Al coro si è unito anche il portavoce delle Sardine Santori, che in un’intervista a Repubblica del 21 agosto accusa la riforma Fraccaro di “mortificare la rappresentanza”. “Arriveremmo a un eletto ogni 150mila abitanti – spiega – e poi ci lamentiamo che la politica è distante“. In questo caso l’errore di calcolo è ancora più vistoso rispetto a quello di Cuperlo, dal momento che il leader bolognese parla esplicitamente di “eletti”, ma quando calcola il rapporto con gli abitanti tiene conto solo dei 400 membri della Camera. Sempre sul quotidiano romano sono comparse in questi giorni altre posizioni simili: l’ex procuratore di Torino Armando Spataro boccia come “bufale colossali” le tesi di chi sostiene che il referendum permetterà all’Italia di “allinearsi” al resto del continente.
L’ex presidente della Corte costituzionale Giuseppe Tesauro si spinge anche oltre: “Oggi c’è chi si riempie la bocca dicendo che nel confronto con gli altri Paesi europei abbiamo troppi deputati. Ma il numero assoluto dei deputati e dei senatori non significa niente”, dichiara. “Conta il rapporto tra eletti e cittadini e in questo caso siamo al 23esimo posto in Europa.

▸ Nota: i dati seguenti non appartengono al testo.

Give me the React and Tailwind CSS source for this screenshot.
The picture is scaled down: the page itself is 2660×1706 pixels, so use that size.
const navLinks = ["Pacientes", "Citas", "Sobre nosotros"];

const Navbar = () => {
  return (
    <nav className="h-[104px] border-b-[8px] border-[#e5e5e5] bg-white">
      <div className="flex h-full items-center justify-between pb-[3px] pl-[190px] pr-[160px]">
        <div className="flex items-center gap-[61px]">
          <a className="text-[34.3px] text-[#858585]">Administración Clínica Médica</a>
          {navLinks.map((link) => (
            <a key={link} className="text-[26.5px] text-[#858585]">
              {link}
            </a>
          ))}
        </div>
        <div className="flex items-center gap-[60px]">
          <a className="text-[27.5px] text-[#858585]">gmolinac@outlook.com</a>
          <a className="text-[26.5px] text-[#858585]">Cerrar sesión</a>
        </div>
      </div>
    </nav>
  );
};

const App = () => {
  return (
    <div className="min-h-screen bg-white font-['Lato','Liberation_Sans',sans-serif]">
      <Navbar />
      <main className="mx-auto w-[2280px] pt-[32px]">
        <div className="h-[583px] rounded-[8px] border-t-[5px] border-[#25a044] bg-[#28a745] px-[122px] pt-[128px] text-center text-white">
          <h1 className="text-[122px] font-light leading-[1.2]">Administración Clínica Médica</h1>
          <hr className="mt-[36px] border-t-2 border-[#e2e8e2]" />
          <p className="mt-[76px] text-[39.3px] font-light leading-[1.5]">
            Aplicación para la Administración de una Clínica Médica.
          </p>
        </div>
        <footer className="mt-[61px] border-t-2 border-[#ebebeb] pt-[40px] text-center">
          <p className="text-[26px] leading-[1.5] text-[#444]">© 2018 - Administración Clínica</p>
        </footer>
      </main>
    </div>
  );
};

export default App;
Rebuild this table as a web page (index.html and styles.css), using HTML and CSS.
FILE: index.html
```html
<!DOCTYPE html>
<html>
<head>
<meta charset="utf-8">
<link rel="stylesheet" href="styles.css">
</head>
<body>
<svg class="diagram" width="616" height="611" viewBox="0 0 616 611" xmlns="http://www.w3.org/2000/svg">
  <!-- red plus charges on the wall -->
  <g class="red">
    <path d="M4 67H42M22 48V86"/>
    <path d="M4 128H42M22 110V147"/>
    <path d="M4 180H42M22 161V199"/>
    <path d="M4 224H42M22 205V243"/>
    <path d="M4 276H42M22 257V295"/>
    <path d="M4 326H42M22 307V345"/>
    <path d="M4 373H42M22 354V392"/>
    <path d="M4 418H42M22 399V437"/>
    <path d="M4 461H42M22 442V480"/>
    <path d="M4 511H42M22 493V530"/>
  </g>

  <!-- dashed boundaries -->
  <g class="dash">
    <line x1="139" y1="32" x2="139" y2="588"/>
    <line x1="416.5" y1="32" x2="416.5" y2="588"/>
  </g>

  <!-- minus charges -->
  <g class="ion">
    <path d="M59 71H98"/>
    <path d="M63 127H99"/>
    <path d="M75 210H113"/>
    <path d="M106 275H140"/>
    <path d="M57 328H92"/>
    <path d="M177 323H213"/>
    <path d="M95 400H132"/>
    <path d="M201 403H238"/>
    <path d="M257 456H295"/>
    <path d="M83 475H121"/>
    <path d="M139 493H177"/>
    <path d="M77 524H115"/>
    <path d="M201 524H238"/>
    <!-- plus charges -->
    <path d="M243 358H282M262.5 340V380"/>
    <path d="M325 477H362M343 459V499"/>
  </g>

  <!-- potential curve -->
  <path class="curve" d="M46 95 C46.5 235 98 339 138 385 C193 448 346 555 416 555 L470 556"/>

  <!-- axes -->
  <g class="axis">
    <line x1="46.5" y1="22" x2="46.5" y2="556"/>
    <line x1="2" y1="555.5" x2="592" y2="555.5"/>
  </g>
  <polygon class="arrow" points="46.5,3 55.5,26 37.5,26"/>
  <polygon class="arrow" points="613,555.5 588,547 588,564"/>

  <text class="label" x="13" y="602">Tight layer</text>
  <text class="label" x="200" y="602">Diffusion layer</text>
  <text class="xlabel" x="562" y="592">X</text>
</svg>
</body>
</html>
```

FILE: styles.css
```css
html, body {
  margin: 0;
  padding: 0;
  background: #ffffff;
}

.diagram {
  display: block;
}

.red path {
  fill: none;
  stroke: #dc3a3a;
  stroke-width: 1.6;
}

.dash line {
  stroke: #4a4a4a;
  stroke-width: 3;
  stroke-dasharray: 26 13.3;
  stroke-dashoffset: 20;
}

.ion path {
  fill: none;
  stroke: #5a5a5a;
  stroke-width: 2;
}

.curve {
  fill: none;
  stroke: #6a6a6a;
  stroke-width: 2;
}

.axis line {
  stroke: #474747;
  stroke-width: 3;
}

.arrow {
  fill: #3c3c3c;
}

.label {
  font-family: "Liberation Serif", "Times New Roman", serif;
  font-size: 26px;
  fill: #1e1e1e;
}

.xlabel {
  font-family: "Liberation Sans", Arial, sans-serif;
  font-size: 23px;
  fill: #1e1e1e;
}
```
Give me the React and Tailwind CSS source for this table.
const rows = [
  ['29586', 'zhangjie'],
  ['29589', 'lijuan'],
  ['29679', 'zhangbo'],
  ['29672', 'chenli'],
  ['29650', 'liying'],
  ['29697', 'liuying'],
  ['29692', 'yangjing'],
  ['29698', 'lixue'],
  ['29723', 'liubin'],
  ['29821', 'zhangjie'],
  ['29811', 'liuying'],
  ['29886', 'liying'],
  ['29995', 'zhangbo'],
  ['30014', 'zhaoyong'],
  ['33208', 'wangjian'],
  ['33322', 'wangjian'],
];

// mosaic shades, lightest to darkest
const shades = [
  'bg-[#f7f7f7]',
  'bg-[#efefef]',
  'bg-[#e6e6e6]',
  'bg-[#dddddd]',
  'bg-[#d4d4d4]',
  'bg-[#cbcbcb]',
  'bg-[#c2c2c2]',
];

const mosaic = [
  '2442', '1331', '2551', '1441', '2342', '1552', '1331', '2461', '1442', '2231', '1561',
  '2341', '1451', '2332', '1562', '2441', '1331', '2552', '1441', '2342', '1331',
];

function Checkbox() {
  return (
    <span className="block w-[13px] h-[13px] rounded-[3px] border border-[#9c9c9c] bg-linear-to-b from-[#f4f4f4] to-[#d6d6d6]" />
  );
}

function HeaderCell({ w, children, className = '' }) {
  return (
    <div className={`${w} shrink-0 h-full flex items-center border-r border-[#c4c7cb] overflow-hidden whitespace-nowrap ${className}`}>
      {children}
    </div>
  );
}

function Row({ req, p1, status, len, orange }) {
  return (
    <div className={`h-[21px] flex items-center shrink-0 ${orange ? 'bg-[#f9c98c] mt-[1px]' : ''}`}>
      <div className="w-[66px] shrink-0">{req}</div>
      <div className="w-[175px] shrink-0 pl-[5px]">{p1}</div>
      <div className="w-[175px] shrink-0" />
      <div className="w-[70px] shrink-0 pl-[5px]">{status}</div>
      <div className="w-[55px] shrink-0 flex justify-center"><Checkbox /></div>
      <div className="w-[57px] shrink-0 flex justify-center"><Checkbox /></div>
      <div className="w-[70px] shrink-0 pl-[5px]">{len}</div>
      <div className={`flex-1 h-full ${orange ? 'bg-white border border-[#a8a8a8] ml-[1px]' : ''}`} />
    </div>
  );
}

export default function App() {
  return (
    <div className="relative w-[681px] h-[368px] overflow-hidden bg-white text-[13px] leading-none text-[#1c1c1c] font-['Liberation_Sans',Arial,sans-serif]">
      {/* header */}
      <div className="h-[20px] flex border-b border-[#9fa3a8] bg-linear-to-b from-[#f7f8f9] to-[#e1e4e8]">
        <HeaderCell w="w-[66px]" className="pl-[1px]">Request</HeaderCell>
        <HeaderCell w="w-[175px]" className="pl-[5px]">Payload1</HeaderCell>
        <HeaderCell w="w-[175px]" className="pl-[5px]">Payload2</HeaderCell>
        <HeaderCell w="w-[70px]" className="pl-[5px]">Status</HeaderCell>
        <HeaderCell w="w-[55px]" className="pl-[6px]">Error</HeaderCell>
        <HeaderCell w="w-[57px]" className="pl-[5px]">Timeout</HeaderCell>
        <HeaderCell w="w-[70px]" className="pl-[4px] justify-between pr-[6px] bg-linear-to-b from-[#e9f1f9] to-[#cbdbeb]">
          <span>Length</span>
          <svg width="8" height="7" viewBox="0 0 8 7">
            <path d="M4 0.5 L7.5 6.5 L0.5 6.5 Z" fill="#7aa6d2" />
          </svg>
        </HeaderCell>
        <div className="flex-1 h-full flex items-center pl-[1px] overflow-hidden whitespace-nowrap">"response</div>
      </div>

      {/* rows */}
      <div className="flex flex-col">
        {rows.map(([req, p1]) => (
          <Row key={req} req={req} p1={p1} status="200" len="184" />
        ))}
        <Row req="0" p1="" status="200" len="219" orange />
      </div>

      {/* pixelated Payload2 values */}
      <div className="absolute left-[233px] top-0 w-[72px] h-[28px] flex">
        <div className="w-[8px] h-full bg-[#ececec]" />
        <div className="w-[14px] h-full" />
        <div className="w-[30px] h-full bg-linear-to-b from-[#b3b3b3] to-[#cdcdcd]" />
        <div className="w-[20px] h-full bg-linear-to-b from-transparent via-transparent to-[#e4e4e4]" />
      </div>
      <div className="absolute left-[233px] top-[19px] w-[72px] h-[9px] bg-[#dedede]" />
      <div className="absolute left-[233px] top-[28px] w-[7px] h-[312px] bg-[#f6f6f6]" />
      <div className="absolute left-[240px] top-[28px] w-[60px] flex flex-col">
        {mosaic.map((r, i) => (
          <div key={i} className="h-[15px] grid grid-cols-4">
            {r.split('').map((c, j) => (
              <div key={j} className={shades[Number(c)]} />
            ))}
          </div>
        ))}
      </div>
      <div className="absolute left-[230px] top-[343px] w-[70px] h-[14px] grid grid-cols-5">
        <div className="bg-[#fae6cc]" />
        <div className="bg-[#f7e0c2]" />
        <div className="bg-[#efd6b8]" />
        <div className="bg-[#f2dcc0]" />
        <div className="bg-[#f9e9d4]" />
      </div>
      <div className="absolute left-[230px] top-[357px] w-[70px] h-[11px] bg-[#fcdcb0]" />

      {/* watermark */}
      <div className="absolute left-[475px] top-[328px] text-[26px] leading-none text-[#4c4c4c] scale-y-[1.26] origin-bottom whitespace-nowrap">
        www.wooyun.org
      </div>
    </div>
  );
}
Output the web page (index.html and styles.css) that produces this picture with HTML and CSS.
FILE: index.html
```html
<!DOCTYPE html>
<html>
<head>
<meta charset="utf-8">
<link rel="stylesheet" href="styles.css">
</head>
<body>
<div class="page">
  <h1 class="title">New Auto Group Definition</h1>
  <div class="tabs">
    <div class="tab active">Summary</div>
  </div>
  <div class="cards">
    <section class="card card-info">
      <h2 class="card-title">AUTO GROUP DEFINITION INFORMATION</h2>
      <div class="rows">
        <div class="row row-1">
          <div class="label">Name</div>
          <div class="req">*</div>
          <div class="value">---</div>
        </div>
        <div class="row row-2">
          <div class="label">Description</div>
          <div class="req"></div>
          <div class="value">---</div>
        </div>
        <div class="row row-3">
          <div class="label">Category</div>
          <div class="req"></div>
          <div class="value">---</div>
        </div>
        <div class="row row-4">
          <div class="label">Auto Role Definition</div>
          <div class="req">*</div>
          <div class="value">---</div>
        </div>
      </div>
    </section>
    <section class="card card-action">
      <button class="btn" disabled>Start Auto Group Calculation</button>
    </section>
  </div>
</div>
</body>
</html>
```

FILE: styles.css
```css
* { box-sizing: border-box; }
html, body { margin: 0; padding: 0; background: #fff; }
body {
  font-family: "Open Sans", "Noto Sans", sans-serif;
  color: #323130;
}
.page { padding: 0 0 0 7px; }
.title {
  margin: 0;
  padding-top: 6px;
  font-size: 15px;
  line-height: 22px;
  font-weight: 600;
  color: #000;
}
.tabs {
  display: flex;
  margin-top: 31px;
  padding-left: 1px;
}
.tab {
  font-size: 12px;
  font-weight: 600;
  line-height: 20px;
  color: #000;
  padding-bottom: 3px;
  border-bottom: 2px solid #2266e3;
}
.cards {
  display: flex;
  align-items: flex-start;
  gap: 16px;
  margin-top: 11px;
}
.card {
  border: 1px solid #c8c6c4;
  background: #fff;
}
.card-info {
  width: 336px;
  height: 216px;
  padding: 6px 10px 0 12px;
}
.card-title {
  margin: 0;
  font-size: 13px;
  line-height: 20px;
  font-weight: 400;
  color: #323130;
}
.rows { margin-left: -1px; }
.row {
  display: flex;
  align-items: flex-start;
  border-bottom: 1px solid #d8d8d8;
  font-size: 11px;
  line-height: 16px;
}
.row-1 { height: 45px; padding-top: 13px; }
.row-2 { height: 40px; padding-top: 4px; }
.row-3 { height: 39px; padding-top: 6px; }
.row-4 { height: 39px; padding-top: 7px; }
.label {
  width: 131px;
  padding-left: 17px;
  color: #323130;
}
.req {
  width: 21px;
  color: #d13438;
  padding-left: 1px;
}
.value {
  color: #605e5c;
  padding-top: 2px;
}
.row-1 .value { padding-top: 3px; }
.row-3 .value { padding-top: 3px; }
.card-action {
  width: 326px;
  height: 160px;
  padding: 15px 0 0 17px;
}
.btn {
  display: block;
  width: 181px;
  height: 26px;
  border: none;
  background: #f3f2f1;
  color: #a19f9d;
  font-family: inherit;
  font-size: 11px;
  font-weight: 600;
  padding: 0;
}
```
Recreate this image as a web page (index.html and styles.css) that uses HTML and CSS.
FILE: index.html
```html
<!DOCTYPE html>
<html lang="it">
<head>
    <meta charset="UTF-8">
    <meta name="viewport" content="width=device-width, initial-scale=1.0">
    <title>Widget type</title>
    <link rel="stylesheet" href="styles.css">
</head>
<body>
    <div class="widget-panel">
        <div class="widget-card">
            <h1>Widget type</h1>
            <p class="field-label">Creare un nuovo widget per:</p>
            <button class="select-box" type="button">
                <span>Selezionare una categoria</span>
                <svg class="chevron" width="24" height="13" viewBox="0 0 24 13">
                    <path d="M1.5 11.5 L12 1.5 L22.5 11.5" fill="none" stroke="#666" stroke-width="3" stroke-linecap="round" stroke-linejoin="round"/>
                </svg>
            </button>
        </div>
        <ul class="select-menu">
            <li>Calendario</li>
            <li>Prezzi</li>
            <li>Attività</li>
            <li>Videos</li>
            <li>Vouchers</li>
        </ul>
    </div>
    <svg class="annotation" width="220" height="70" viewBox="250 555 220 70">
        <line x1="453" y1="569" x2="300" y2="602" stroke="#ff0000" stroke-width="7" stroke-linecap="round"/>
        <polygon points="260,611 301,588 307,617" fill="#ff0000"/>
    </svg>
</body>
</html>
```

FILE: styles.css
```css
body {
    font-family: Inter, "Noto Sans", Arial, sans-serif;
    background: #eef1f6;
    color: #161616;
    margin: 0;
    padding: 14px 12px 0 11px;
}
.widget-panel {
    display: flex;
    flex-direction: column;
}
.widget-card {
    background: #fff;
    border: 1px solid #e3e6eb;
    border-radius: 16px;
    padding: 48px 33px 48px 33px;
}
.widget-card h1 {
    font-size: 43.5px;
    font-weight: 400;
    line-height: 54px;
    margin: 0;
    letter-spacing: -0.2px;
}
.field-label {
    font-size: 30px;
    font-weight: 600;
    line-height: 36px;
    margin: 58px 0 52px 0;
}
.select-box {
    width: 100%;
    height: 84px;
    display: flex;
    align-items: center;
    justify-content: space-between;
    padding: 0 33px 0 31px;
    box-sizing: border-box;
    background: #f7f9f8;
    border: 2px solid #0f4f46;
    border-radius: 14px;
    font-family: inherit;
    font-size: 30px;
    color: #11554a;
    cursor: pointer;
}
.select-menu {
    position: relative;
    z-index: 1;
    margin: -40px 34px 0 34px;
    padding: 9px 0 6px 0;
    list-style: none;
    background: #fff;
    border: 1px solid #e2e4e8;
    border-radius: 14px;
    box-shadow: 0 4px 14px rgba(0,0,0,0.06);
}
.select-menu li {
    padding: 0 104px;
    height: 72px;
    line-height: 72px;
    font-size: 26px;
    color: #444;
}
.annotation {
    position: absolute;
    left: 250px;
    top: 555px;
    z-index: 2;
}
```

Con la riduzione saremmo ultimi”. L’intervista è comparsa sull’edizione napoletana del quotidiano guidato da Maurizio Molinari, anche lui schierato per il No. Nell’editoriale con cui ha annunciato la posizione di Repubblica, il direttore ha parlato genericamente di un “indebolimento” del rapporto eletti-elettori. Più esplicita una tabella comparsa il 25 agosto sul Corriere della Sera, in cui l’ipotetico nuovo Parlamento italiano viene messo a confronto con quelli di Spagna, Francia, Germania e Regno Unito. I membri vengono opportunamente divisi tra chi appartiene alla rispettiva Camera bassa e chi alla Camera alta, ma quando arriva il momento di calcolare il rapporto si prendono in considerazione solo i deputati (che solo all’estero corrispondono quasi sempre alla totalità degli eletti).